The default rate remained stable at 3.7% for the third consecutive month. Stability was observed in both household (4.0%) and corporate (3.4%) operations and in the nonearmarked (5.6%) and earmarked (1.8%) segments.

II - Evolution of monetary aggregates

The monetary base registered an average daily balance of R$249.9 billion in August, with a 0.6% decrease in the month and a 5.4% increase in twelve months. The monthly variation reflected the decline of 0.8% in the balance of currency issued and an expansion of 0.3% in bank reserves.

Among the monthly flows of factors conditioning the monetary base, the most notable were operations with federal government securities, with a contractionary impact of R$7.2 billion (net purchases of R$29 billion in the secondary market and net redemptions of R$36.2 billion in the primary market) and National Treasury operations, with an expansion of R$3.8 billion.

The average daily balance of the restricted means of payment (M1) reached R$313.7 billion in August, reflecting a monthly decline of 1.8% consequent upon reductions of 3.1% in demand deposits and 0.9% in currency outside banks. In twelve months, M1 increased 4.1%.

The balance of the means of payment in the M2 concept, which corresponds to M1 plus savings deposits and private securities issued by financial institutions, totaled R$2.4 trillion in August (up 0.6% in the month). This result reflected expansions of 1.1% in private securities (balance of R$1.4 trillion) and 0.8% in savings deposits (R$690.4 billion). In the month, net inflows of R$2.1 billion in savings deposits and R$14 billion in time deposits were observed.

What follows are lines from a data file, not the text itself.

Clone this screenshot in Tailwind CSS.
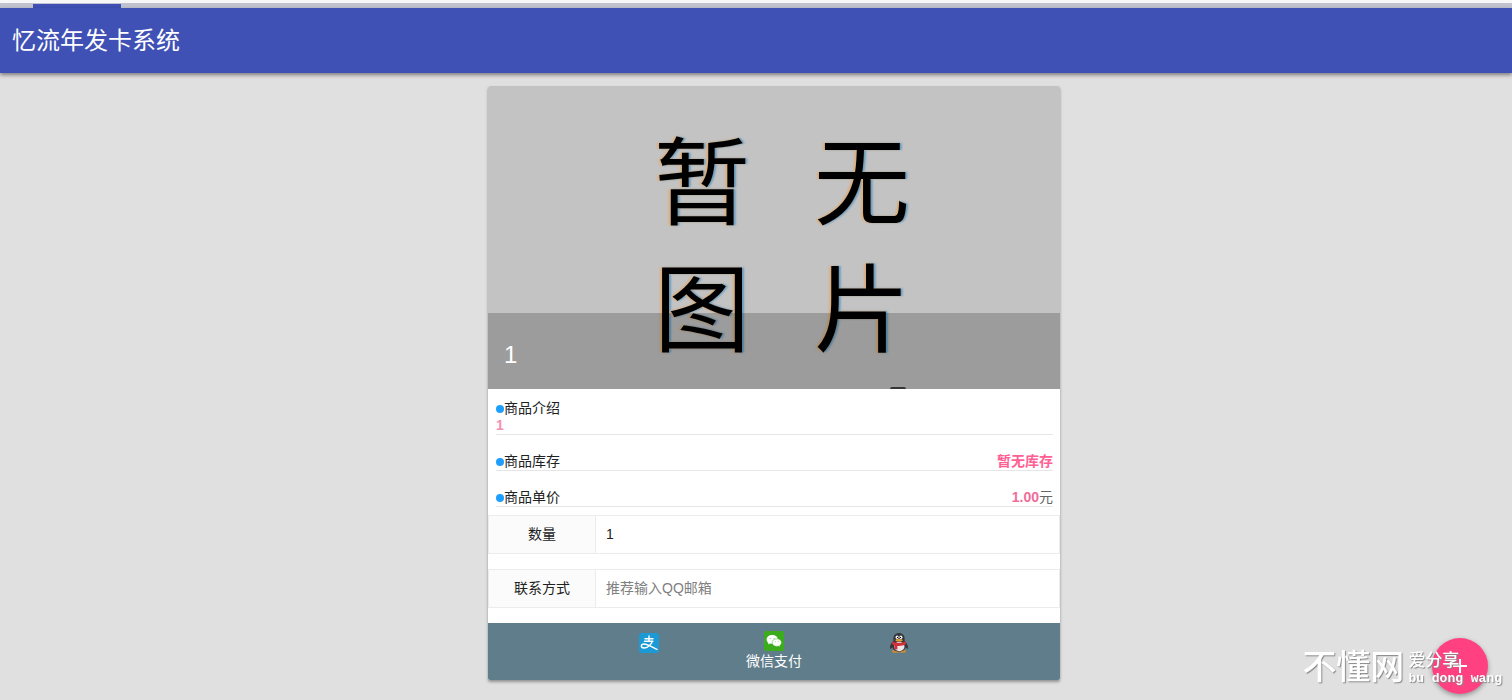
<!DOCTYPE html>
<html lang="zh-CN">
<head>
<meta charset="utf-8">
<meta name="viewport" content="width=device-width, initial-scale=1">
<title>忆流年发卡系统</title>
<script src="https://cdn.jsdelivr.net/npm/@tailwindcss/browser@4"></script>
</head>
<body class="min-h-screen overflow-x-hidden bg-[#e0e0e0] font-['Liberation_Sans','Noto_Sans_CJK_SC',sans-serif] text-sm text-[#212121]">
  <!-- Tab strip -->
  <div class="h-2 border-t-3 border-[#f7f7f7] bg-[#c0c3cf] pl-[33px] pt-px">
    <div class="h-1 w-[88px] bg-[#3f51b5]"></div>
  </div>
  <header class="flex h-[65px] items-center bg-[#3f51b5] px-3 shadow-[0_2px_4px_rgba(0,0,0,0.45)]">
    <h1 class="text-2xl text-white">忆流年发卡系统</h1>
  </header>

  <main class="pl-9 pt-[13px]">
    <form class="mx-auto w-full max-w-[572px] overflow-hidden rounded-xs bg-white shadow-[0_2px_3px_rgba(0,0,0,0.35)]">
      <!-- Product picture with its title band -->
      <div class="relative h-[303px] overflow-hidden bg-[#c3c3c3]">
        <div class="flex flex-col items-center gap-[31px] pl-4 pt-[42px] font-['Noto_Sans_CJK_SC',sans-serif] text-[96px] leading-[96px] text-black [text-shadow:-2px_0_2px_#dcae7c,2px_0_2px_#6b9dc0]">
          <div class="flex gap-16"><span>暂</span><span>无</span></div>
          <div class="flex gap-16"><span>图</span><span>片</span></div>
        </div>
        <div class="absolute bottom-0 right-[154px] h-[2px] w-4 rounded-t-full bg-[#444]"></div>
        <div class="absolute inset-x-0 bottom-0 flex h-[76px] items-center bg-black/20 px-4 pt-2">
          <h2 class="text-2xl text-white">1</h2>
        </div>
      </div>

      <div class="pl-2 pr-[7px] pt-[11px] leading-[17px]">
        <section class="border-b border-[#e6e6e6]">
          <h3 class="flex items-center"><span class="size-2 rounded-full bg-[#1e9fff]"></span>商品介绍</h3>
          <p class="font-bold text-[#f48fb1]">1</p>
        </section>
        <section class="mt-[18px] flex justify-between border-b border-[#e6e6e6]">
          <h3 class="flex items-center"><span class="size-2 rounded-full bg-[#1e9fff]"></span>商品库存</h3>
          <p class="font-bold text-[#ff6094]">暂无库存</p>
        </section>
        <section class="mt-[18px] flex justify-between border-b border-[#e6e6e6]">
          <h3 class="flex items-center"><span class="size-2 rounded-full bg-[#1e9fff]"></span>商品单价</h3>
          <p class="text-[#666]"><b class="text-[#f06d9b]">1.00</b>元</p>
        </section>
      </div>

      <div class="mt-2 flex h-[39px] border border-[#ececec]">
        <label for="qty" class="flex w-[107px] items-center justify-center border-r border-[#ececec] bg-[#fbfbfb] pb-0.5">数量</label>
        <input id="qty" type="text" value="1" class="min-w-0 flex-1 px-[10px] pb-0.5 outline-none">
      </div>
      <div class="mt-[15px] flex h-[39px] border border-[#ececec]">
        <label for="contact" class="flex w-[107px] items-center justify-center border-r border-[#ececec] bg-[#fbfbfb] pb-0.5">联系方式</label>
        <input id="contact" type="text" placeholder="推荐输入QQ邮箱" class="min-w-0 flex-1 px-[10px] pb-0.5 outline-none placeholder:text-[#808080]">
      </div>

      <div class="mt-[15px] flex h-[57px] items-start justify-center bg-[#607d8b] text-white">
        <button type="button" aria-label="支付宝支付" class="flex w-[125px] justify-center pt-[10px]">
          <svg class="size-5" viewBox="0 0 20 20" fill="none" stroke="#fff" stroke-linecap="round">
            <rect width="20" height="20" rx="3" fill="#1c9ad6" stroke="none"/>
            <path d="M6 5.800h8M10 3v5.200M5.500 8.200h8.400M13.200 8.400c-1.200 3.400-4.600 6.600-8.200 6.600-3.800 0-3.200-4 0-4 3.600 0 7.400 2.900 13 5.400" stroke-width="1.400"/>
          </svg>
        </button>
        <button type="button" class="flex w-[125px] flex-col items-center pt-2">
          <svg class="size-5" viewBox="0 0 20 20">
            <rect width="20" height="20" rx="2" fill="#3bad1c"/>
            <path d="M8.200 4C5 4 2.600 6 2.600 8.500c0 1.400.7 2.600 1.900 3.400L4 13.500l2-1c.7.2 1.400.3 2.200.3 3.200 0 5.700-1.900 5.700-4.300S11.400 4 8.200 4z" fill="#fff"/>
            <path d="M12.800 7.800c-2.700 0-4.700 1.700-4.700 3.800s2 3.800 4.700 3.800c.6 0 1.200-.1 1.700-.3l1.700.9-.4-1.500c1.100-.7 1.700-1.700 1.700-2.900 0-2.100-2-3.800-4.700-3.800z" fill="#fff" stroke="#3bad1c" stroke-width=".5"/>
            <g fill="#7fca6b"><circle cx="6.300" cy="7.500" r=".6"/><circle cx="10" cy="7.500" r=".6"/><circle cx="11.300" cy="10.700" r=".5"/><circle cx="14.300" cy="10.700" r=".5"/></g>
          </svg>
          <span class="leading-5">微信支付</span>
        </button>
        <button type="button" aria-label="QQ支付" class="flex w-[125px] justify-center pt-[10px]">
          <svg class="size-5" viewBox="0 0 20 20">
            <ellipse cx="6.500" cy="18.300" rx="3.600" ry="1.500" fill="#c98a3a"/>
            <ellipse cx="13.500" cy="18.300" rx="3.600" ry="1.500" fill="#c98a3a"/>
            <path d="M10 0C6.700 0 4.400 2.300 4.400 5.200v2.600C2.600 10 .6 12.700 1 15.300c.2 1 1.200.5 2.400-1C4 16.900 6.300 18.700 10 18.700s6-1.800 6.600-4.400c1.200 1.500 2.200 2 2.400 1 .4-2.600-1.600-5.300-3.400-7.500V5.200C15.600 2.300 13.300 0 10 0z" fill="#35373c"/>
            <ellipse cx="10.300" cy="13.500" rx="5.200" ry="4.700" fill="#ece6e6"/>
            <path d="M3.700 8.200c3.700 2.200 8.900 2.200 12.600 0l.8 2.800c-2.700 1.700-5.900 2.200-8.700 1.900v3.600l-3.200-.4.300-3.700-2.700-1.400z" fill="#d0303a"/>
            <ellipse cx="8.100" cy="4.200" rx="1.500" ry="1.800" fill="#fff"/><ellipse cx="11.900" cy="4.200" rx="1.500" ry="1.800" fill="#fff"/>
            <circle cx="8.500" cy="4.400" r=".6"/><circle cx="11.500" cy="4.400" r=".6"/>
            <ellipse cx="10" cy="7.200" rx="3.600" ry="1.200" fill="#e5a03a"/>
          </svg>
        </button>
      </div>
    </form>
  </main>

  <button type="button" aria-label="添加" class="fixed bottom-[6px] right-6 flex size-14 items-center justify-center rounded-full bg-[#ff4081] shadow-[0_2px_5px_rgba(0,0,0,0.35)]">
    <svg class="size-6" viewBox="0 0 24 24" fill="none" stroke="#fff" stroke-width="2"><path d="M12 5v14M5 12h14"/></svg>
  </button>
  <!-- Site mark laid over the corner -->
  <div class="pointer-events-none fixed bottom-[13px] right-[10px] flex items-end gap-1 font-medium text-white [text-shadow:1px_1px_1px_#888]">
    <span class="h-[44px] text-[34px] leading-[48px]">不懂网</span>
    <span class="flex flex-col">
      <span class="text-[17px] leading-5">爱分享</span>
      <span class="font-['Liberation_Mono',monospace] text-[13px] font-bold leading-4">bu dong wang</span>
    </span>
  </div>
</body>
</html>
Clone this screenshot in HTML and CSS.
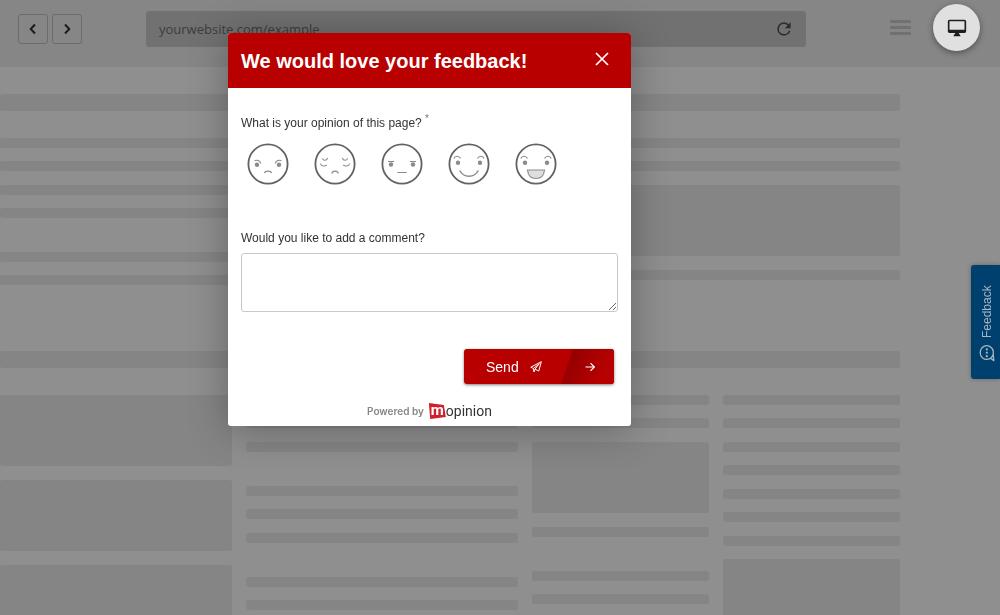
FILE: index.html
```html
<!DOCTYPE html>
<html lang="en">
<head>
<meta charset="utf-8">
<title>Feedback form preview</title>
<link rel="stylesheet" href="styles.css">
</head>
<body>
<header class="browser">
  <nav class="history">
    <button class="nav-btn" type="button" aria-label="Back"><svg width="10" height="12" viewBox="0 0 10 12"><path d="M7 1.5 2.7 6 7 10.500"/></svg></button>
    <button class="nav-btn" type="button" aria-label="Forward"><svg width="10" height="12" viewBox="0 0 10 12"><path d="M3 1.500 7.300 6 3 10.500"/></svg></button>
  </nav>
  <div class="address">
    <span>yourwebsite.com/example</span>
    <button class="plain" type="button" aria-label="Reload"><svg width="20" height="20" viewBox="0 0 24 24"><path fill="#2e2e2e" d="M17.650 6.350A7.960 7.960 0 0 0 12 4a8 8 0 1 0 7.730 10h-2.080A6 6 0 1 1 12 6c1.660 0 3.140.69 4.220 1.780L13 11h7V4z"/></svg></button>
  </div>
  <button class="plain menu" type="button" aria-label="Menu"><i></i><i></i><i></i></button>
  <button class="device" type="button" aria-label="Desktop view"><svg width="20" height="20" viewBox="0 0 24 24"><path fill="#1d1f1f" d="M21 2H3a2 2 0 0 0-2 2v12c0 1.100.9 2 2 2h7l-2 3v1h8v-1l-2-3h7a2 2 0 0 0 2-2V4a2 2 0 0 0-2-2zm0 12H3V4h18z"/></svg></button>
</header>

<main class="site">
  <div class="bar thick"></div>
  <div class="lines intro"><div class="bar"></div><div class="bar"></div></div>
  <div class="feature">
    <div class="stack"><div class="lines"><div class="bar"></div><div class="bar"></div></div><div class="lines"><div class="bar"></div><div class="bar"></div></div></div>
    <div class="lines"><div class="block"></div><div class="bar"></div></div>
  </div>
  <div class="bar thick"></div>
  <div class="columns">
    <div class="lines"><div class="block"></div><div class="block"></div><div class="block"></div></div>
    <div class="stack">
      <div class="lines"><div class="bar"></div><div class="bar"></div><div class="bar"></div></div>
      <div class="lines"><div class="bar"></div><div class="bar"></div><div class="bar"></div></div>
      <div class="lines"><div class="bar"></div><div class="bar"></div></div>
    </div>
    <div class="stack">
      <div class="lines"><div class="bar"></div><div class="bar"></div><div class="block"></div><div class="bar"></div></div>
      <div class="lines"><div class="bar"></div><div class="bar"></div></div>
    </div>
    <div class="lines"><div class="bar"></div><div class="bar"></div><div class="bar"></div><div class="bar"></div><div class="bar"></div><div class="bar"></div><div class="bar"></div><div class="block"></div></div>
  </div>
</main>

<button class="tab" type="button">
  <svg width="16" height="18" viewBox="0 0 16 18"><path d="M3.600 14A6.600 7 0 1 1 11.600 14.300L14.800 16.600 14.200 10.500" fill="none" stroke="#a9b6c1" stroke-width="1.300" stroke-linejoin="round"/><path d="M3.600 14Q7 16.500 11.600 14.300" fill="none" stroke="#a9b6c1" stroke-width="1.300"/><g fill="#a9b6c1"><circle cx="7.800" cy="5.300" r="1.100"/><circle cx="7.800" cy="8.700" r="1.100"/><circle cx="7.800" cy="12.100" r="1.100"/></g></svg>
  <span>Feedback</span>
</button>

<form class="modal" role="dialog" aria-labelledby="title">
  <div class="modal-head">
    <h1 id="title">We would love your feedback!</h1>
    <button class="plain close" type="button" aria-label="Close"><svg width="14" height="14" viewBox="0 0 14 14"><path d="M1 1 13 13M13 1 1 13" stroke="#fff" stroke-width="1.700"/></svg></button>
  </div>
  <div class="modal-body">
    <fieldset class="rating">
      <legend>What is your opinion of this page? <sup>*</sup></legend>
      <div class="faces">
        <label><input type="radio" name="opinion" aria-label="Very poor"><svg viewBox="0 0 42 42"><circle class="ring" cx="21" cy="21" r="19.600"/><g class="eye"><circle cx="10" cy="21.700" r="2.200"/><circle cx="32" cy="21.700" r="2.200"/></g><path class="line" d="M7.500 17.700C10 16.500 13 17.500 13.800 20.500M34.500 17.700C32 16.500 29 17.500 28.200 20.500M17.300 30C18.200 27.500 23.800 27.500 24.700 30"/></svg></label>
        <label><input type="radio" name="opinion" aria-label="Poor"><svg viewBox="0 0 42 42"><circle class="ring" cx="21" cy="21" r="19.600"/><path class="line" d="M8.300 15.500C9.500 18 12.500 18 13.700 15M28.300 15C29.500 18 32.500 18 33.700 15.500M6.300 20.500C7 23.500 11 23.500 12.800 22M35.700 20.500C35 23.500 31 23.500 29.200 22M17.700 30.500C18.500 27.300 23.500 27.300 24.300 30.500"/></svg></label>
        <label><input type="radio" name="opinion" aria-label="Neutral"><svg viewBox="0 0 42 42"><circle class="ring" cx="21" cy="21" r="19.600"/><g class="eye"><circle cx="10" cy="21.500" r="2.200"/><circle cx="32" cy="21.500" r="2.200"/></g><path class="line" d="M7 18.500H13M29 18.500H35M16.300 29.500H25.700"/></svg></label>
        <label><input type="radio" name="opinion" aria-label="Good"><svg viewBox="0 0 42 42"><circle class="ring" cx="21" cy="21" r="19.600"/><g class="eye"><circle cx="10" cy="19.800" r="2.200"/><circle cx="32" cy="19.800" r="2.200"/></g><path class="line" d="M5.800 15.500C7 12.500 11 12.500 12.500 15.500M29.500 15.500C31 12.500 35 12.500 36.200 15.500"/><path class="line smile" d="M11.700 27.500C15.500 35 26.500 35 30.300 27.500"/></svg></label>
        <label><input type="radio" name="opinion" aria-label="Very good"><svg viewBox="0 0 42 42"><circle class="ring" cx="21" cy="21" r="19.600"/><g class="eye"><circle cx="10" cy="19.800" r="2.200"/><circle cx="32" cy="19.800" r="2.200"/></g><path class="line" d="M5.800 15.500C7 12.500 11 12.500 12.500 15.500M29.500 15.500C31 12.500 35 12.500 36.200 15.500"/><path class="line mouth" d="M12.500 27H29.500C29 32.500 26 35.500 21 35.500S13 32.500 12.500 27Z"/></svg></label>
      </div>
    </fieldset>
    <label class="question" for="comment">Would you like to add a comment?</label>
    <textarea id="comment"></textarea>
    <button class="send" type="submit">
      <span class="send-main">Send <svg width="12" height="12" viewBox="0 0 12 12"><path d="M11.300.7.8 6.200 3.400 7.500 9.300 2.700 5 8.200 8.800 10ZM3.400 7.500 4 11 5 8.200" fill="none" stroke="#fff" stroke-linejoin="round"/></svg></span>
      <span class="send-next"><svg width="10" height="10" viewBox="0 0 10 10"><path d="M.5 5H9.300M5.500 1.200 9.300 5 5.500 8.800" fill="none" stroke="#fff" stroke-width="1.200"/></svg></span>
    </button>
    <footer class="powered"><span>Powered by</span><a class="logo" href="#"><span class="logo-m">m</span>opinion</a></footer>
  </div>
</form>
</body>
</html>
```
FILE: styles.css
```css
* { box-sizing: border-box; }
body {
  margin: 0;
  height: 100vh;
  overflow: hidden;
  background: #8f8f8f;
  font-family: "Liberation Sans", Arial, sans-serif;
}
button { font-family: inherit; cursor: pointer; }
svg { display: block; }
.plain { border: 0; padding: 0; background: none; }

.browser {
  display: flex;
  align-items: center;
  height: 67px;
  padding: 0 20px 12px 18px;
  background: #868686;
}
.history { display: flex; gap: 4px; margin: 2px 64px 0 0; }
.nav-btn {
  display: grid;
  place-items: center;
  width: 30px;
  height: 30px;
  padding: 0;
  border: 1px solid #6b6b6b;
  border-radius: 3px;
  background: none;
}
.nav-btn path { fill: none; stroke: #1c1c1c; stroke-width: 2; }
.address {
  flex: 1;
  display: flex;
  align-items: center;
  justify-content: space-between;
  height: 36px;
  margin-top: 2px;
  padding: 0 12px 0 13px;
  border-radius: 3px;
  background: #717171;
  color: #3d3d3d;
  font: 13px "Open Sans", sans-serif;
}
.menu { display: grid; gap: 3px; margin: 0 22px 0 84px; }
.menu i { width: 21px; height: 3px; border-radius: 1px; background: #717171; }
.device {
  display: grid;
  place-items: center;
  width: 47px;
  height: 47px;
  padding: 0;
  border: 0;
  border-radius: 50%;
  background: #e0e0e0;
  box-shadow: 0 2px 6px rgba(0, 0, 0, .4);
}

.site { width: 90%; padding-top: 27px; }
.bar { height: 10px; border-radius: 3px; background: #858585; }
.block { height: 71px; border-radius: 3px; background: #858585; }
.thick { height: 17px; }
.lines > * { margin-bottom: 14px; }
.lines > :nth-child(odd) { margin-bottom: 13px; }
.lines > .block { margin-bottom: 14px; }
.lines > :last-child { margin-bottom: 0; }
.stack { display: grid; gap: 34px; align-content: start; }
.intro { margin: 27px 0 14px; }
.feature { display: grid; grid-template-columns: 1fr 1fr; gap: 14px; margin-bottom: 66px; }
.columns {
  display: grid;
  grid-template-columns: 232fr 272fr 177fr 177fr;
  gap: 14px;
  margin-top: 27px;
}

.tab {
  position: fixed;
  top: 265px;
  right: 0;
  display: flex;
  align-items: center;
  gap: 6px;
  width: 29px;
  height: 114px;
  padding: 17px 4px 17px 0;
  border: 0;
  border-radius: 0 3px 3px 0;
  background: #00406f;
  color: #a9b6c1;
  font-size: 12px;
  writing-mode: vertical-rl;
  transform: rotate(180deg);
  box-shadow: 0 0 4px rgba(0, 0, 0, .3);
}
.tab svg { transform: rotate(180deg); }

.modal {
  position: fixed;
  top: 33px;
  left: 228px;
  width: 403px;
  border-radius: 3px;
  overflow: hidden;
  background: #fff;
  box-shadow: 0 4px 40px rgba(0, 0, 0, .3);
}
.modal-head {
  display: flex;
  align-items: center;
  justify-content: space-between;
  height: 55px;
  padding: 0 22px 0 13px;
  background: #b80000;
  color: #fff;
}
.modal-head h1 { margin: 0; font-size: 20px; line-height: 24px; }
.close { margin-bottom: 4px; }
.modal-body { display: flex; flex-direction: column; padding: 27px 13px 6px; }
.rating { min-width: 0; margin: 0; padding: 0; border: 0; }
.rating legend, .question { padding: 0; color: #333; font-size: 12px; line-height: 16px; }
.rating sup { color: #5f7f99; font-size: 10px; line-height: 8px; }
.faces { display: flex; gap: 25px; padding: 12px 6px 0; }
.faces label { width: 42px; height: 42px; cursor: pointer; }
.faces input { position: absolute; opacity: 0; margin: 0; }
.ring { fill: none; stroke: #626262; stroke-width: 1.8; }
.eye { fill: #8b8b8b; }
.line { fill: none; stroke: #8b8b8b; stroke-width: 1.1; }
.smile { stroke-width: 1.5; }
.mouth { fill: #dedede; }
.question { margin-top: 45px; }
#comment {
  height: 59px;
  margin: 7px 0 37px;
  padding: 8px;
  border: 1px solid #c9c9c9;
  border-radius: 3px;
  background: #fff;
  font: 12px "Liberation Sans", Arial, sans-serif;
  resize: vertical;
}
.send {
  align-self: flex-end;
  display: flex;
  width: 150px;
  height: 35px;
  margin-right: 4px;
  padding: 0;
  border: 0;
  border-radius: 3px;
  overflow: hidden;
  background: #b80000;
  color: #fff;
  font-size: 14px;
  box-shadow: 0 1px 3px rgba(0, 0, 0, .5);
}
.send-main { flex: 1; display: flex; align-items: center; gap: 11px; padding-left: 22px; }
.send-next {
  display: grid;
  place-items: center;
  width: 53px;
  background: linear-gradient(115deg, #8b0000, #b80000 80%);
  clip-path: polygon(12px 0, 100% 0, 100% 100%, 0 100%);
  padding-left: 4px;
}
.powered {
  display: flex;
  align-items: center;
  justify-content: center;
  gap: 5px;
  margin-top: 18px;
  color: #858585;
  font: 600 10px/18px Inter, sans-serif;
}
.logo {
  display: flex;
  align-items: center;
  color: #333;
  font: 400 14px/18px Roboto, sans-serif;
  text-decoration: none;
}
.logo-m {
  width: 17px;
  height: 16px;
  background: #d0202a;
  color: #fff;
  font-weight: 700;
  font-size: 15px;
  line-height: 15px;
  text-align: center;
  clip-path: polygon(0 0, 88% 12%, 100% 88%, 8% 100%);
}
```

M3, which comprises M2, quotas of fixed-income funds and government securities backing repurchase operations between the public and the financial sector increased 1.6% in the month to R$5.6 trillion, reflecting an increase of 2.4% in the balance of fund quotas to R$3.1 trillion. In the same period, the balance of repurchase operations fell 2.4% to R$89 billion. M4, which comprises M3 and public securities held by the nonfinancial public, rose 1.3% in the month and 9% in 12 months, totaling R$6.5 trillion.